Ari Redbord of TRM Labs emphasized that Iran has consistently sought ways to circumvent sanctions and escape the American financial system. Since the conflict escalated, this objective has become even more pressing. He added that Russia, China, and other sanctioned actors are similarly pursuing alternative payment rails to reduce dependence on the West.
In late January, Elliptic researchers discovered that Iran's central bank had purchased $507 million in USDT — further evidence of Tehran's aggressive expansion into the crypto space.
Frequently Asked Questions
Why does Iran want bitcoin payments for the Strait of Hormuz?
Iran is seeking to circumvent Western sanctions and reduce dependence on the U.S.-dominated financial system.

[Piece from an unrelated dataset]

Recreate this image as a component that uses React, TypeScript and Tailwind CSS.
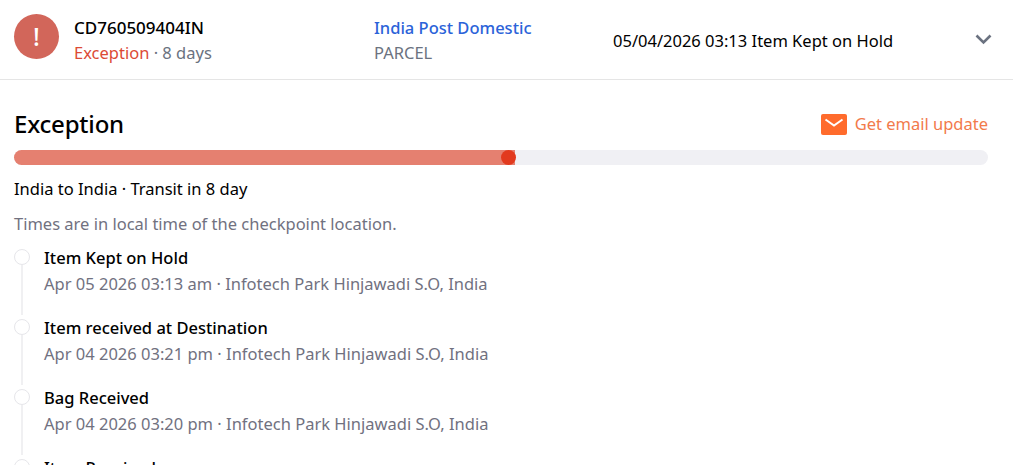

Cryptocurrency offers an alternative payment channel outside of dollar-based infrastructure.
How much crypto has the IRGC moved?
According to analysts, the IRGC moved over $3 billion through digital assets in the past year. Iran's total cryptocurrency ecosystem is valued at an estimated $7.8 billion.
Why can't shipping companies pay Iran in crypto legally?
Most shipping firms are registered in Western jurisdictions and must comply with sanctions regulations. Blockchain transparency allows U.S. authorities to trace transactions, and regulated exchanges would block any transfers linked to Iran.
How much does Strait of Hormuz transit cost for a supertanker?
Passage for a standard supertanker carrying 2 million barrels of oil costs approximately $2 million. While technically easy to process through a crypto exchange, sanctions risks make it unviable for legitimate operators.
Did Iran's central bank buy stablecoins?
Researchers at Elliptic discovered that Iran's central bank purchased $507 million in USDT in late January, highlighting Tehran's growing involvement in the cryptocurrency space.